_RECORDED INFORMATION:_
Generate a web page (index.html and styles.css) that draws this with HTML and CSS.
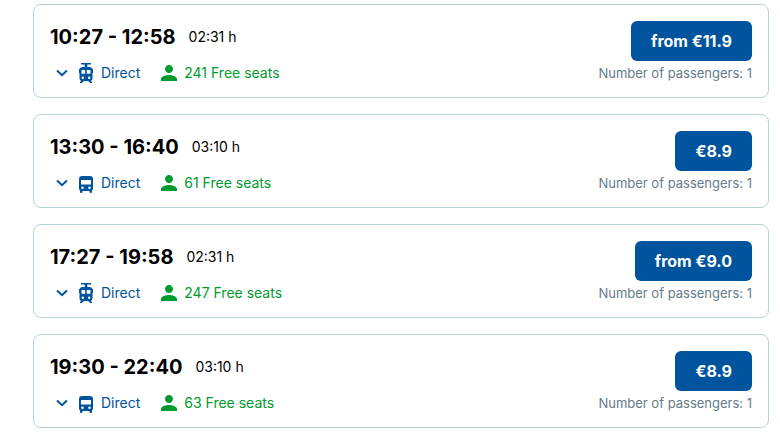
FILE: index.html
```html
<!DOCTYPE html>
<html lang="en">
<head>
<meta charset="utf-8">
<title>Connections</title>
<link rel="stylesheet" href="styles.css">
</head>
<body>
<svg class="sprite" aria-hidden="true">
  <symbol id="chevron" viewBox="0 0 12 8"><path d="M1 1.500l5 4.700 5-4.700" fill="none" stroke="currentColor" stroke-width="2"/></symbol>
  <symbol id="tram" viewBox="0 0 14 20"><path fill="currentColor" fill-rule="evenodd" d="M2 0h10v1.500H8.300V4h2.200A3 3 0 0 1 13.400 6H14v4h-.5v5.500a2.500 2.500 0 0 1-1.700 2.300l1.200 1.200v1h-1.800l-2-2H4.800l-2 2H1v-1l1.200-1.200A2.500 2.500 0 0 1 .5 15.500V10H0V6h.6A3 3 0 0 1 3.500 4h2.200V1.500H2zM2.500 7v3.800h3.700V7zm5.300 0v3.800h3.700V7zM3.800 13.500a1.200 1.200 0 1 0 0 2.400 1.200 1.200 0 0 0 0-2.400zm6.400 0a1.200 1.200 0 1 0 0 2.400 1.200 1.200 0 0 0 0-2.400z"/></symbol>
  <symbol id="bus" viewBox="0 0 14 20"><path fill="currentColor" fill-rule="evenodd" d="M3 3h8a3 3 0 0 1 3 3v9.500a2 2 0 0 1-1 1.800V19a1 1 0 0 1-1 1h-.5a1 1 0 0 1-1-1v-1h-7v1a1 1 0 0 1-1 1H2a1 1 0 0 1-1-1v-1.700a2 2 0 0 1-1-1.800V6a3 3 0 0 1 3-3zM2 7v4.500h10V7zM3.500 13.500a1.300 1.300 0 1 0 0 2.600 1.300 1.300 0 0 0 0-2.600zm7 0a1.300 1.300 0 1 0 0 2.600 1.300 1.300 0 0 0 0-2.600z"/></symbol>
  <symbol id="person" viewBox="4 4 16 16"><path fill="currentColor" d="M12 12c2.210 0 4-1.790 4-4s-1.790-4-4-4-4 1.790-4 4 1.790 4 4 4zm0 2c-2.670 0-8 1.340-8 4v2h16v-2c0-2.660-5.330-4-8-4z"/></symbol>
</svg>
<main class="trips">
  <article class="trip">
    <div class="info">
      <div class="times"><h2>10:27 - 12:58</h2><span class="duration">02:31 h</span></div>
      <div class="details">
        <button class="route" type="button"><svg class="chevron"><use href="#chevron"/></svg><svg class="vehicle"><use href="#tram"/></svg>Direct</button>
        <span class="seats"><svg class="person"><use href="#person"/></svg>241 Free seats</span>
      </div>
    </div>
    <div class="offer"><button class="price" type="button">from €11.9</button><p>Number of passengers: 1</p></div>
  </article>
  <article class="trip">
    <div class="info">
      <div class="times"><h2>13:30 - 16:40</h2><span class="duration">03:10 h</span></div>
      <div class="details">
        <button class="route" type="button"><svg class="chevron"><use href="#chevron"/></svg><svg class="vehicle"><use href="#bus"/></svg>Direct</button>
        <span class="seats"><svg class="person"><use href="#person"/></svg>61 Free seats</span>
      </div>
    </div>
    <div class="offer"><button class="price" type="button">€8.9</button><p>Number of passengers: 1</p></div>
  </article>
  <article class="trip">
    <div class="info">
      <div class="times"><h2>17:27 - 19:58</h2><span class="duration">02:31 h</span></div>
      <div class="details">
        <button class="route" type="button"><svg class="chevron"><use href="#chevron"/></svg><svg class="vehicle"><use href="#tram"/></svg>Direct</button>
        <span class="seats"><svg class="person"><use href="#person"/></svg>247 Free seats</span>
      </div>
    </div>
    <div class="offer"><button class="price" type="button">from €9.0</button><p>Number of passengers: 1</p></div>
  </article>
  <article class="trip">
    <div class="info">
      <div class="times"><h2>19:30 - 22:40</h2><span class="duration">03:10 h</span></div>
      <div class="details">
        <button class="route" type="button"><svg class="chevron"><use href="#chevron"/></svg><svg class="vehicle"><use href="#bus"/></svg>Direct</button>
        <span class="seats"><svg class="person"><use href="#person"/></svg>63 Free seats</span>
      </div>
    </div>
    <div class="offer"><button class="price" type="button">€8.9</button><p>Number of passengers: 1</p></div>
  </article>
</main>
</body>
</html>
```
FILE: styles.css
```css
* { box-sizing: border-box; }
body { margin: 0; background: #fff; color: #000; font-family: Inter, "Liberation Sans", sans-serif; font-size: 14px; }
h2, p { margin: 0; }
button { font: inherit; border: 0; cursor: pointer; }
.sprite { display: none; }
.trips { display: flex; flex-direction: column; gap: 16px; padding: 4px 11px 4px 33px; }
.trip { display: flex; justify-content: space-between; padding: 16px 16px 14px; border: 1px solid #b8d1da; border-radius: 8px; }
.times { display: flex; align-items: center; gap: 13px; line-height: 30px; }
.duration { line-height: 32px; }
h2 { font-size: 20px; font-weight: 700; }
.details { display: flex; align-items: center; gap: 21px; margin-top: 10px; padding-left: 6px; }
.route, .seats { display: flex; align-items: center; line-height: 20px; }
.route { padding: 0; background: none; color: #00549d; }
.seats { color: #009b2e; gap: 7px; }
.chevron { width: 12px; height: 8px; margin-right: 11px; }
.vehicle { width: 14px; height: 20px; margin-right: 8px; }
.person { width: 16px; height: 16px; }
.offer { display: flex; flex-direction: column; align-items: flex-end; }
.price { height: 40px; padding: 0 20px; border-radius: 6px; background: #00549d; color: #fff; font-size: 16px; font-weight: 700; }
.offer p { margin-top: 2px; font-size: 13px; line-height: 20px; color: #647b88; }
```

_TASK PROMPT:_ Omit each picture, then return all of the listing exactly as it stands.

_FINISHED ANSWER:_
Generate a web page (index.html and styles.css) that draws this with HTML and CSS.
FILE: index.html
```html
<!DOCTYPE html>
<html lang="en">
<head>
<meta charset="utf-8">
<title>Connections</title>
<link rel="stylesheet" href="styles.css">
</head>
<body>
<svg class="sprite" aria-hidden="true">
  <symbol id="chevron" viewBox="0 0 12 8"><path d="M1 1.500l5 4.700 5-4.700" fill="none" stroke="currentColor" stroke-width="2"/></symbol>
  <symbol id="tram" viewBox="0 0 14 20"><path fill="currentColor" fill-rule="evenodd" d="M2 0h10v1.500H8.300V4h2.200A3 3 0 0 1 13.400 6H14v4h-.5v5.500a2.500 2.500 0 0 1-1.700 2.300l1.200 1.200v1h-1.800l-2-2H4.800l-2 2H1v-1l1.200-1.200A2.500 2.500 0 0 1 .5 15.500V10H0V6h.6A3 3 0 0 1 3.500 4h2.200V1.500H2zM2.500 7v3.800h3.700V7zm5.300 0v3.800h3.700V7zM3.800 13.500a1.200 1.200 0 1 0 0 2.400 1.200 1.200 0 0 0 0-2.400zm6.400 0a1.200 1.200 0 1 0 0 2.400 1.200 1.200 0 0 0 0-2.400z"/></symbol>
  <symbol id="bus" viewBox="0 0 14 20"><path fill="currentColor" fill-rule="evenodd" d="M3 3h8a3 3 0 0 1 3 3v9.500a2 2 0 0 1-1 1.800V19a1 1 0 0 1-1 1h-.5a1 1 0 0 1-1-1v-1h-7v1a1 1 0 0 1-1 1H2a1 1 0 0 1-1-1v-1.700a2 2 0 0 1-1-1.800V6a3 3 0 0 1 3-3zM2 7v4.500h10V7zM3.500 13.500a1.300 1.300 0 1 0 0 2.600 1.300 1.300 0 0 0 0-2.600zm7 0a1.300 1.300 0 1 0 0 2.600 1.300 1.300 0 0 0 0-2.600z"/></symbol>
  <symbol id="person" viewBox="4 4 16 16"><path fill="currentColor" d="M12 12c2.210 0 4-1.790 4-4s-1.790-4-4-4-4 1.790-4 4 1.790 4 4 4zm0 2c-2.670 0-8 1.340-8 4v2h16v-2c0-2.660-5.330-4-8-4z"/></symbol>
</svg>
<main class="trips">
  <article class="trip">
    <div class="info">
      <div class="times"><h2>10:27 - 12:58</h2><span class="duration">02:31 h</span></div>
      <div class="details">
        <button class="route" type="button"><svg class="chevron"><use href="#chevron"/></svg><svg class="vehicle"><use href="#tram"/></svg>Direct</button>
        <span class="seats"><svg class="person"><use href="#person"/></svg>241 Free seats</span>
      </div>
    </div>
    <div class="offer"><button class="price" type="button">from €11.9</button><p>Number of passengers: 1</p></div>
  </article>
  <article class="trip">
    <div class="info">
      <div class="times"><h2>13:30 - 16:40</h2><span class="duration">03:10 h</span></div>
      <div class="details">
        <button class="route" type="button"><svg class="chevron"><use href="#chevron"/></svg><svg class="vehicle"><use href="#bus"/></svg>Direct</button>
        <span class="seats"><svg class="person"><use href="#person"/></svg>61 Free seats</span>
      </div>
    </div>
    <div class="offer"><button class="price" type="button">€8.9</button><p>Number of passengers: 1</p></div>
  </article>
  <article class="trip">
    <div class="info">
      <div class="times"><h2>17:27 - 19:58</h2><span class="duration">02:31 h</span></div>
      <div class="details">
        <button class="route" type="button"><svg class="chevron"><use href="#chevron"/></svg><svg class="vehicle"><use href="#tram"/></svg>Direct</button>
        <span class="seats"><svg class="person"><use href="#person"/></svg>247 Free seats</span>
      </div>
    </div>
    <div class="offer"><button class="price" type="button">from €9.0</button><p>Number of passengers: 1</p></div>
  </article>
  <article class="trip">
    <div class="info">
      <div class="times"><h2>19:30 - 22:40</h2><span class="duration">03:10 h</span></div>
      <div class="details">
        <button class="route" type="button"><svg class="chevron"><use href="#chevron"/></svg><svg class="vehicle"><use href="#bus"/></svg>Direct</button>
        <span class="seats"><svg class="person"><use href="#person"/></svg>63 Free seats</span>
      </div>
    </div>
    <div class="offer"><button class="price" type="button">€8.9</button><p>Number of passengers: 1</p></div>
  </article>
</main>
</body>
</html>
```
FILE: styles.css
```css
* { box-sizing: border-box; }
body { margin: 0; background: #fff; color: #000; font-family: Inter, "Liberation Sans", sans-serif; font-size: 14px; }
h2, p { margin: 0; }
button { font: inherit; border: 0; cursor: pointer; }
.sprite { display: none; }
.trips { display: flex; flex-direction: column; gap: 16px; padding: 4px 11px 4px 33px; }
.trip { display: flex; justify-content: space-between; padding: 16px 16px 14px; border: 1px solid #b8d1da; border-radius: 8px; }
.times { display: flex; align-items: center; gap: 13px; line-height: 30px; }
.duration { line-height: 32px; }
h2 { font-size: 20px; font-weight: 700; }
.details { display: flex; align-items: center; gap: 21px; margin-top: 10px; padding-left: 6px; }
.route, .seats { display: flex; align-items: center; line-height: 20px; }
.route { padding: 0; background: none; color: #00549d; }
.seats { color: #009b2e; gap: 7px; }
.chevron { width: 12px; height: 8px; margin-right: 11px; }
.vehicle { width: 14px; height: 20px; margin-right: 8px; }
.person { width: 16px; height: 16px; }
.offer { display: flex; flex-direction: column; align-items: flex-end; }
.price { height: 40px; padding: 0 20px; border-radius: 6px; background: #00549d; color: #fff; font-size: 16px; font-weight: 700; }
.offer p { margin-top: 2px; font-size: 13px; line-height: 20px; color: #647b88; }
```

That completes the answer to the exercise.